-- SHORT TASK --
Restate the data word for word and leave the images out.

-- SOURCE MATERIAL --
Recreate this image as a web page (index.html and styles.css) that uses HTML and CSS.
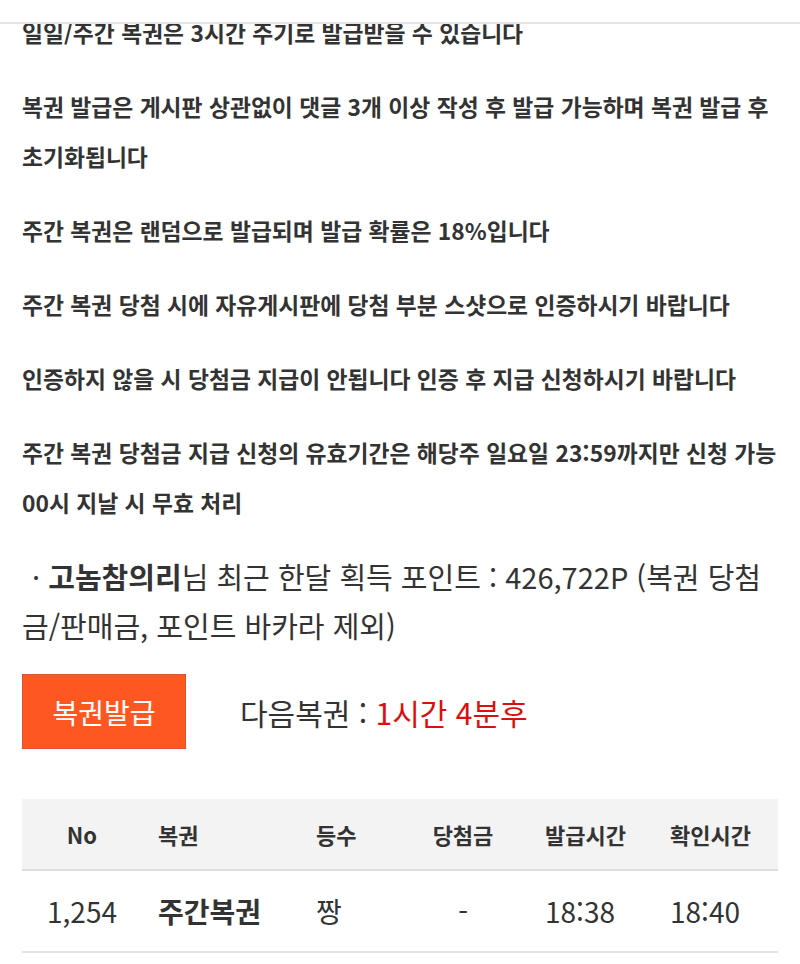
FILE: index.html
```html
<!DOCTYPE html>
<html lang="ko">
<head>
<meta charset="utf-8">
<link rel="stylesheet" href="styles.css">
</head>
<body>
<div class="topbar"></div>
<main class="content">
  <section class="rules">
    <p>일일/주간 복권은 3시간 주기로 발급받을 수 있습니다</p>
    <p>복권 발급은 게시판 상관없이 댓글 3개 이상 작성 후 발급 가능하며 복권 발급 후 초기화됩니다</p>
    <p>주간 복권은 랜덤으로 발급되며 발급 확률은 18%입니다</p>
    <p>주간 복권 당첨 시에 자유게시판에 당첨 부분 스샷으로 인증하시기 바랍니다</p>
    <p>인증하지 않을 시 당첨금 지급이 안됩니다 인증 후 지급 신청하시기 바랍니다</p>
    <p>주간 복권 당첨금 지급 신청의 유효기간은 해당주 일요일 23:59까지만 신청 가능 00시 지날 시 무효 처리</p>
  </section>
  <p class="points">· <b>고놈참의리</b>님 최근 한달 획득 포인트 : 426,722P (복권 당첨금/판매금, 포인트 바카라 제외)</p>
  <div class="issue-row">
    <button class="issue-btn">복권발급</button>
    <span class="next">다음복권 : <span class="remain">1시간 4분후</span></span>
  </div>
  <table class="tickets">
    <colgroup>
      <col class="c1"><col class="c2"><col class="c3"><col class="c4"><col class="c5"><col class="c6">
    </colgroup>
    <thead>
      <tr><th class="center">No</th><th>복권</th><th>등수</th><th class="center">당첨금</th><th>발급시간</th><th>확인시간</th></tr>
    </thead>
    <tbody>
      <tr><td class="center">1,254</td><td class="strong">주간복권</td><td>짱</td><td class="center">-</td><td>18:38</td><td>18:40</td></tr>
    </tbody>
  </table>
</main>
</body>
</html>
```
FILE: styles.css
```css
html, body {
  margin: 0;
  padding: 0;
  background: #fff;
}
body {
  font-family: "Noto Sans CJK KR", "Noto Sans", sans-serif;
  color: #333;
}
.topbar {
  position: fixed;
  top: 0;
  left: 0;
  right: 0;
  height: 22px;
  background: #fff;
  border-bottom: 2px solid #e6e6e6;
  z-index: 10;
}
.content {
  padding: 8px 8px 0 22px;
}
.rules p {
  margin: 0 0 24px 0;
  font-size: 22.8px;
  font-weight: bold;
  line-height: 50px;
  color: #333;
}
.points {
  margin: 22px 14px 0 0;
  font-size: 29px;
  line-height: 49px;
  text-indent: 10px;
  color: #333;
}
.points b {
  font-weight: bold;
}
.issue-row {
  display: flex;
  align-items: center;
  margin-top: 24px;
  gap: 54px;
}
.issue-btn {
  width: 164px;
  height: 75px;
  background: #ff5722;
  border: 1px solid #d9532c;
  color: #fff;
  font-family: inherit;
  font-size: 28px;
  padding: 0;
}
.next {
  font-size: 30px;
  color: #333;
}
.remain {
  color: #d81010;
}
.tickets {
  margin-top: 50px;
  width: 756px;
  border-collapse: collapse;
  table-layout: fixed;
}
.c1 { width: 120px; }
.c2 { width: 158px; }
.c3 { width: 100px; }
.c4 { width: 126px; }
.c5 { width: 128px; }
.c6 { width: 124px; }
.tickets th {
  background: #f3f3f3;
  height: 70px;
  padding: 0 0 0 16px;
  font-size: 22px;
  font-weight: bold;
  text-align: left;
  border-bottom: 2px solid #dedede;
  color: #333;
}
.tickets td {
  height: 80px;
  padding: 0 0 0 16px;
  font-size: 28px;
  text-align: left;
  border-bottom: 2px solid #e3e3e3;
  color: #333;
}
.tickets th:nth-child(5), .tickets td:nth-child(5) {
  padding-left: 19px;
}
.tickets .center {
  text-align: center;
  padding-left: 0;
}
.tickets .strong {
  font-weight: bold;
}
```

-- RESPONSE --
Recreate this image as a web page (index.html and styles.css) that uses HTML and CSS.
FILE: index.html
```html
<!DOCTYPE html>
<html lang="ko">
<head>
<meta charset="utf-8">
<link rel="stylesheet" href="styles.css">
</head>
<body>
<div class="topbar"></div>
<main class="content">
  <section class="rules">
    <p>일일/주간 복권은 3시간 주기로 발급받을 수 있습니다</p>
    <p>복권 발급은 게시판 상관없이 댓글 3개 이상 작성 후 발급 가능하며 복권 발급 후 초기화됩니다</p>
    <p>주간 복권은 랜덤으로 발급되며 발급 확률은 18%입니다</p>
    <p>주간 복권 당첨 시에 자유게시판에 당첨 부분 스샷으로 인증하시기 바랍니다</p>
    <p>인증하지 않을 시 당첨금 지급이 안됩니다 인증 후 지급 신청하시기 바랍니다</p>
    <p>주간 복권 당첨금 지급 신청의 유효기간은 해당주 일요일 23:59까지만 신청 가능 00시 지날 시 무효 처리</p>
  </section>
  <p class="points">· <b>고놈참의리</b>님 최근 한달 획득 포인트 : 426,722P (복권 당첨금/판매금, 포인트 바카라 제외)</p>
  <div class="issue-row">
    <button class="issue-btn">복권발급</button>
    <span class="next">다음복권 : <span class="remain">1시간 4분후</span></span>
  </div>
  <table class="tickets">
    <colgroup>
      <col class="c1"><col class="c2"><col class="c3"><col class="c4"><col class="c5"><col class="c6">
    </colgroup>
    <thead>
      <tr><th class="center">No</th><th>복권</th><th>등수</th><th class="center">당첨금</th><th>발급시간</th><th>확인시간</th></tr>
    </thead>
    <tbody>
      <tr><td class="center">1,254</td><td class="strong">주간복권</td><td>짱</td><td class="center">-</td><td>18:38</td><td>18:40</td></tr>
    </tbody>
  </table>
</main>
</body>
</html>
```
FILE: styles.css
```css
html, body {
  margin: 0;
  padding: 0;
  background: #fff;
}
body {
  font-family: "Noto Sans CJK KR", "Noto Sans", sans-serif;
  color: #333;
}
.topbar {
  position: fixed;
  top: 0;
  left: 0;
  right: 0;
  height: 22px;
  background: #fff;
  border-bottom: 2px solid #e6e6e6;
  z-index: 10;
}
.content {
  padding: 8px 8px 0 22px;
}
.rules p {
  margin: 0 0 24px 0;
  font-size: 22.8px;
  font-weight: bold;
  line-height: 50px;
  color: #333;
}
.points {
  margin: 22px 14px 0 0;
  font-size: 29px;
  line-height: 49px;
  text-indent: 10px;
  color: #333;
}
.points b {
  font-weight: bold;
}
.issue-row {
  display: flex;
  align-items: center;
  margin-top: 24px;
  gap: 54px;
}
.issue-btn {
  width: 164px;
  height: 75px;
  background: #ff5722;
  border: 1px solid #d9532c;
  color: #fff;
  font-family: inherit;
  font-size: 28px;
  padding: 0;
}
.next {
  font-size: 30px;
  color: #333;
}
.remain {
  color: #d81010;
}
.tickets {
  margin-top: 50px;
  width: 756px;
  border-collapse: collapse;
  table-layout: fixed;
}
.c1 { width: 120px; }
.c2 { width: 158px; }
.c3 { width: 100px; }
.c4 { width: 126px; }
.c5 { width: 128px; }
.c6 { width: 124px; }
.tickets th {
  background: #f3f3f3;
  height: 70px;
  padding: 0 0 0 16px;
  font-size: 22px;
  font-weight: bold;
  text-align: left;
  border-bottom: 2px solid #dedede;
  color: #333;
}
.tickets td {
  height: 80px;
  padding: 0 0 0 16px;
  font-size: 28px;
  text-align: left;
  border-bottom: 2px solid #e3e3e3;
  color: #333;
}
.tickets th:nth-child(5), .tickets td:nth-child(5) {
  padding-left: 19px;
}
.tickets .center {
  text-align: center;
  padding-left: 0;
}
.tickets .strong {
  font-weight: bold;
}
```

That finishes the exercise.